Following revelations in the Independent that fraudsters had tampered with archives at the Tate Gallery and British Council in order to authenticate forgeries produced for sale, police feared that corrupted records could have spread into auction house catalogues.
Despite the discovery of one of Britain's biggest contemporary art frauds, auction houses and dealers maintained that not only could it not have affected them, but that the market wouldn't feel a thing.
Leading auction houses insisted yesterday that their built-in safeguards and extensive independent authentication process rendered them virtually impervious to fraud. One "couldn't think of a single example where an artist's association with fraud had affected their price at auction".
But privately some dealers were advising collectors of Ben Nicholson and sculptor Alberto Giacometti that the market would dip, and that it would be worth them holding on to their works until the "whole thing had been ironed out".
The London art market is a notoriously insular world, and as the art critic Brian Sewell noted last night, in an emergency it always closes ranks. Like the money markets, it is built upon confidence, so a hiccup can easily start a swift downward spiral.
According to Sewell, it is in no one's interest to admit that an extensive fraud has taken place; not the owners themselves, nor the experts, who may have been duped, and certainly not the dealers and auction houses, who may lose money.
"If works were sold to the US you may well end up with a lawsuit on your hands. The whole thing becomes quite unimaginable, so everybody clams up," he said. "In every case I know throughout my working lifetime the response of the art market has been to say `dearie me, it wasn't me who had anything to do with it'."
The reluctance of auction houses to admit that they may have been duped may be partly due to the five-year guarantee offered by many in their terms and conditions, under which, with certain provisos, they will refund the price of a work of art sold through them if it is found to be a fraud.
And just as important as the risk of a flood of claims is that of damage to a reputation in a world that relies on it.
"I wouldn't be happy to put a Nicholson in for sale unless I was 100 per cent happy that it was right because there's the reputation of the auction house, the department and my own reputation. It's a small world and you don't want to be seen to be putting things through that aren't right," said one expert.
But speaking off the record, dealers were more frank. "There will always be things that sneak through. That will happen to museums and auction houses ... for instance just within the four main London houses we're probably seeing somewhere in the region of 8,000 modern British pictures coming up for sale in a year. There will always be people who will attempt these things," said one.

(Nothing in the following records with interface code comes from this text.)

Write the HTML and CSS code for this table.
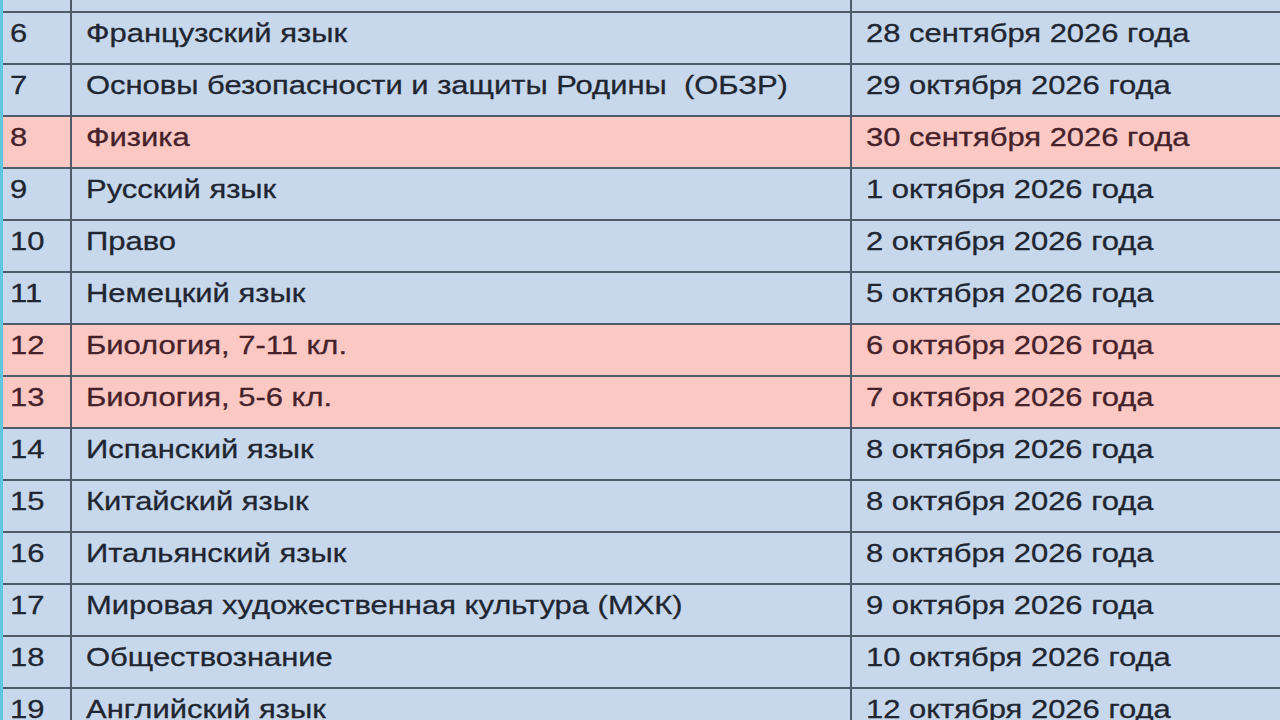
FILE: index.html
```html
<!DOCTYPE html>
<html lang="ru">
<head>
<meta charset="utf-8">
<title>График олимпиад</title>
<link rel="stylesheet" href="styles.css">
</head>
<body>
<div class="sheet">
  <div class="row partial"><div class="c num"></div><div class="c subj"></div><div class="c date"></div></div>
  <div class="row"><div class="c num"><span>6</span></div><div class="c subj"><span>Французский язык</span></div><div class="c date"><span>28 сентября 2026 года</span></div></div>
  <div class="row"><div class="c num"><span>7</span></div><div class="c subj"><span>Основы безопасности и защиты Родины&nbsp; (ОБЗР)</span></div><div class="c date"><span>29 октября 2026 года</span></div></div>
  <div class="row hl"><div class="c num"><span>8</span></div><div class="c subj"><span>Физика</span></div><div class="c date"><span>30 сентября 2026 года</span></div></div>
  <div class="row"><div class="c num"><span>9</span></div><div class="c subj"><span>Русский язык</span></div><div class="c date"><span>1 октября 2026 года</span></div></div>
  <div class="row"><div class="c num"><span>10</span></div><div class="c subj"><span>Право</span></div><div class="c date"><span>2 октября 2026 года</span></div></div>
  <div class="row"><div class="c num"><span>11</span></div><div class="c subj"><span>Немецкий язык</span></div><div class="c date"><span>5 октября 2026 года</span></div></div>
  <div class="row hl"><div class="c num"><span>12</span></div><div class="c subj"><span>Биология, 7-11 кл.</span></div><div class="c date"><span>6 октября 2026 года</span></div></div>
  <div class="row hl"><div class="c num"><span>13</span></div><div class="c subj"><span>Биология, 5-6 кл.</span></div><div class="c date"><span>7 октября 2026 года</span></div></div>
  <div class="row"><div class="c num"><span>14</span></div><div class="c subj"><span>Испанский язык</span></div><div class="c date"><span>8 октября 2026 года</span></div></div>
  <div class="row"><div class="c num"><span>15</span></div><div class="c subj"><span>Китайский язык</span></div><div class="c date"><span>8 октября 2026 года</span></div></div>
  <div class="row"><div class="c num"><span>16</span></div><div class="c subj"><span>Итальянский язык</span></div><div class="c date"><span>8 октября 2026 года</span></div></div>
  <div class="row"><div class="c num"><span>17</span></div><div class="c subj"><span>Мировая художественная культура (МХК)</span></div><div class="c date"><span>9 октября 2026 года</span></div></div>
  <div class="row"><div class="c num"><span>18</span></div><div class="c subj"><span>Обществознание</span></div><div class="c date"><span>10 октября 2026 года</span></div></div>
  <div class="row"><div class="c num"><span>19</span></div><div class="c subj"><span>Английский язык</span></div><div class="c date"><span>12 октября 2026 года</span></div></div>
</div>
</body>
</html>
```

FILE: styles.css
```css
html, body {
  margin: 0;
  padding: 0;
  background: #c7d8ec;
  overflow: hidden;
}
.sheet {
  width: 1280px;
  height: 720px;
  overflow: hidden;
  font-family: "Liberation Sans", Arial, sans-serif;
  font-size: 26px;
  color: #1f2631;
  border-left: 3px solid #5ec6df;
  box-sizing: border-box;
}
.row {
  display: grid;
  grid-template-columns: 69px 780px 1fr;
  height: 52px;
  border-bottom: 2px solid #4f5b68;
  box-sizing: border-box;
  background: #c7d8ec;
}
.row.partial {
  height: 13px;
}
.row.hl {
  background: #fcc8c4;
  color: #45222a;
}
.c {
  padding-top: 5px;
  line-height: 30px;
  white-space: nowrap;
  overflow: hidden;
}
.c span {
  display: inline-block;
  transform: scaleX(1.19);
  transform-origin: left center;
  -webkit-text-stroke: 0.3px currentColor;
}
.num {
  padding-left: 7px;
  border-right: 2px solid #4f5b68;
}
.subj {
  padding-left: 14px;
  border-right: 2px solid #4f5b68;
}
.date {
  padding-left: 14px;
}
```
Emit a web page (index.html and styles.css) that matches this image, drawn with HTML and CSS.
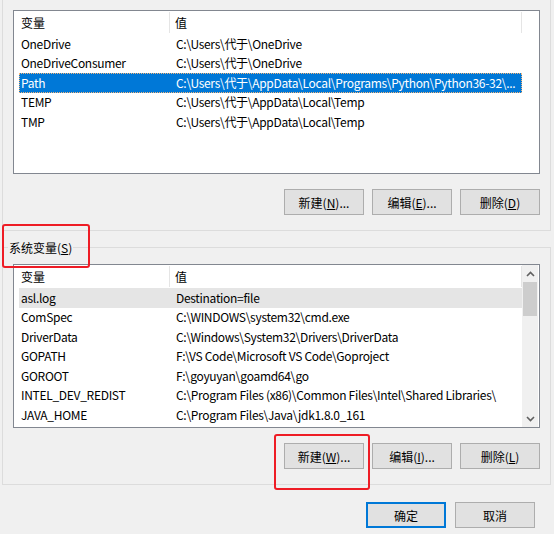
FILE: index.html
```html
<!DOCTYPE html>
<html lang="zh-CN">
<head>
    <meta charset="UTF-8">
    <title>环境变量</title>
    <link rel="stylesheet" href="styles.css">
</head>
<body>
    <div class="dialog">
        <div class="group group-user">
            <div class="listview">
                <div class="list-body">
                    <div class="list-header">
                        <div class="cell col-name">变量</div>
                        <div class="cell col-value">值</div>
                    </div>
                    <div class="row"><div class="cell col-name">OneDrive</div><div class="cell col-value">C:\Users\代于\OneDrive</div></div>
                    <div class="row"><div class="cell col-name">OneDriveConsumer</div><div class="cell col-value">C:\Users\代于\OneDrive</div></div>
                    <div class="row selected"><div class="cell col-name">Path</div><div class="cell col-value">C:\Users\代于\AppData\Local\Programs\Python\Python36-32\...</div></div>
                    <div class="row"><div class="cell col-name">TEMP</div><div class="cell col-value">C:\Users\代于\AppData\Local\Temp</div></div>
                    <div class="row"><div class="cell col-name">TMP</div><div class="cell col-value">C:\Users\代于\AppData\Local\Temp</div></div>
                </div>
                <div class="list-blank"></div>
            </div>
            <div class="buttons">
                <button>新建(<u>N</u>)...</button>
                <button>编辑(<u>E</u>)...</button>
                <button>删除(<u>D</u>)</button>
            </div>
        </div>

        <fieldset class="group group-system">
            <legend>系统变量(<u>S</u>)</legend>
            <div class="listview">
                <div class="list-body">
                    <div class="list-header">
                        <div class="cell col-name">变量</div>
                        <div class="cell col-value">值</div>
                    </div>
                    <div class="row hover"><div class="cell col-name">asl.log</div><div class="cell col-value">Destination=file</div></div>
                    <div class="row"><div class="cell col-name">ComSpec</div><div class="cell col-value">C:\WINDOWS\system32\cmd.exe</div></div>
                    <div class="row"><div class="cell col-name">DriverData</div><div class="cell col-value">C:\Windows\System32\Drivers\DriverData</div></div>
                    <div class="row"><div class="cell col-name">GOPATH</div><div class="cell col-value">F:\VS Code\Microsoft VS Code\Goproject</div></div>
                    <div class="row"><div class="cell col-name">GOROOT</div><div class="cell col-value">F:\goyuyan\goamd64\go</div></div>
                    <div class="row"><div class="cell col-name">INTEL_DEV_REDIST</div><div class="cell col-value">C:\Program Files (x86)\Common Files\Intel\Shared Libraries\</div></div>
                    <div class="row"><div class="cell col-name">JAVA_HOME</div><div class="cell col-value">C:\Program Files\Java\jdk1.8.0_161</div></div>
                </div>
                <div class="scrollbar">
                    <div class="arrow"><svg width="9" height="6" viewBox="0 0 9 6"><polyline points="1,5 4.5,1.5 8,5" fill="none" stroke="#606060" stroke-width="1.6"/></svg></div>
                    <div class="thumb"></div>
                    <div class="track"></div>
                    <div class="arrow"><svg width="9" height="6" viewBox="0 0 9 6"><polyline points="1,1 4.5,4.5 8,1" fill="none" stroke="#606060" stroke-width="1.6"/></svg></div>
                </div>
            </div>
            <div class="buttons">
                <button>新建(<u>W</u>)...</button>
                <button>编辑(<u>I</u>)...</button>
                <button>删除(<u>L</u>)</button>
            </div>
        </fieldset>

        <div class="buttons dialog-buttons">
            <button class="default">确定</button>
            <button>取消</button>
        </div>

        <!-- annotation marks -->
        <div class="mark mark-label"></div>
        <div class="mark mark-new"></div>
    </div>
</body>
</html>
```

FILE: styles.css
```css
body {
    margin: 0;
    background-color: #f0f0f0;
    font-family: "Noto Sans CJK SC", "Noto Sans", sans-serif;
    font-size: 12px;
    color: #000;
}
.dialog {
    position: relative;
    width: 554px;
    height: 534px;
    overflow: hidden;
}
.group {
    margin: 0 3px 0 2px;
    border: 1px solid #dcdcdc;
    padding: 0 10px 15px 10px;
}
.group-user {
    border-top: none;
    padding-top: 10px;
}
.group-system {
    margin-top: 8px;
    padding-top: 0;
    min-width: 0;
}
.group-system legend {
    margin-left: -5px;
    padding: 0 1px;
    line-height: 16px;
    color: #000;
    position: relative;
    top: 1px;
}
.group-system .listview {
    margin-top: 9px;
}
.listview {
    display: flex;
    height: 164px;
    box-sizing: border-box;
    border: 1px solid #828790;
    background: white;
}
.list-body {
    width: 508px;
    padding-left: 5px;
    box-sizing: border-box;
}
.list-blank {
    flex: 1;
}
.list-header {
    display: flex;
    height: 23px;
    align-items: center;
}
.list-header .col-name {
    border-right: 1px solid #e5e5e5;
    height: 21px;
    display: flex;
    align-items: center;
}
.list-header .col-value {
    flex: 1;
    border-right: 1px solid #e5e5e5;
    height: 21px;
    display: flex;
    align-items: center;
}
.row {
    display: flex;
    height: 19.5px;
    align-items: center;
    white-space: nowrap;
    letter-spacing: -0.3px;
}
.row.selected {
    background-color: #0078d7;
    color: white;
    outline: 1px dotted #f3b57a;
    outline-offset: -1px;
}
.row.hover {
    background-color: #e5e5e5;
}
.cell {
    line-height: 16px;
    white-space: nowrap;
    overflow: hidden;
}
.col-name {
    width: 151px;
    padding-left: 2px;
    box-sizing: border-box;
    flex-shrink: 0;
}
.row .col-name {
    width: 152px;
}
.col-value {
    padding-left: 5px;
}
.row .col-value {
    flex: 1;
    min-width: 0;
    padding-left: 5px;
    text-overflow: ellipsis;
}
.scrollbar {
    width: 16px;
    display: flex;
    flex-direction: column;
    background: #f0f0f0;
}
.scrollbar .arrow {
    height: 17px;
    display: flex;
    align-items: center;
    justify-content: center;
}
.scrollbar .thumb {
    height: 34px;
    margin: 0 1px 0 1px;
    background: #cdcdcd;
}
.scrollbar .track {
    flex: 1;
}
.buttons {
    display: flex;
    justify-content: flex-end;
    gap: 8px;
    margin-top: 15px;
}
.buttons button {
    width: 80px;
    height: 26px;
    padding: 0;
    font-family: inherit;
    font-size: 12px;
    color: #000;
    background-color: #e1e1e1;
    border: 1px solid #adadad;
}
.dialog-buttons {
    margin-top: 17px;
    margin-right: 19px;
    gap: 9px;
}
.dialog-buttons button {
    height: 26px;
}
.dialog-buttons button.default {
    border: 2px solid #0078d7;
}
.mark {
    position: absolute;
    border: 2px solid #ee1c25;
    border-radius: 3px;
    box-sizing: border-box;
}
.mark-label {
    left: 2px;
    top: 224px;
    width: 88px;
    height: 44px;
}
.mark-new {
    left: 274px;
    top: 434px;
    width: 96px;
    height: 56px;
}
```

He cited a recent case - "a genuine mistake" - where a work by the Scottish artist James Pride that had featured in major exhibitions of Pride's work was spotted by an elderly artist who identified it as his own work.
And he said that in the case of sculpture, where new casts could be made from moulds that were believed to be destroyed, it was almost impossible without efficient archives to tell what was fraudulent and what was not.
The art world appears to be holding its breath and waiting for the latest art fraud scandal to go away. Fraud is a rude and unaesthetic interjection in a world that prides itself on its appreciation of the finer things - and the easiest answer appears to be to place the blame on those who don't "belong".
"The speculators of the Seventies and Eighties made it easier to introduce fakes," said one expert yesterday. "There's always been an element of speculation, but in the Eighties it fuelled a massive boom with people buying not because they loved art but because they wanted to make a quick buck. They weren't going to look too closely at the provenances, were they?"Many of his clients, he said, had owned their Nicholsons for up to 50 years or had inherited them. They knew exactly what they were and kept them because they loved them; their market would not be shaken by the scandal, he said.
But speculators, he implied, only had themselves to blame.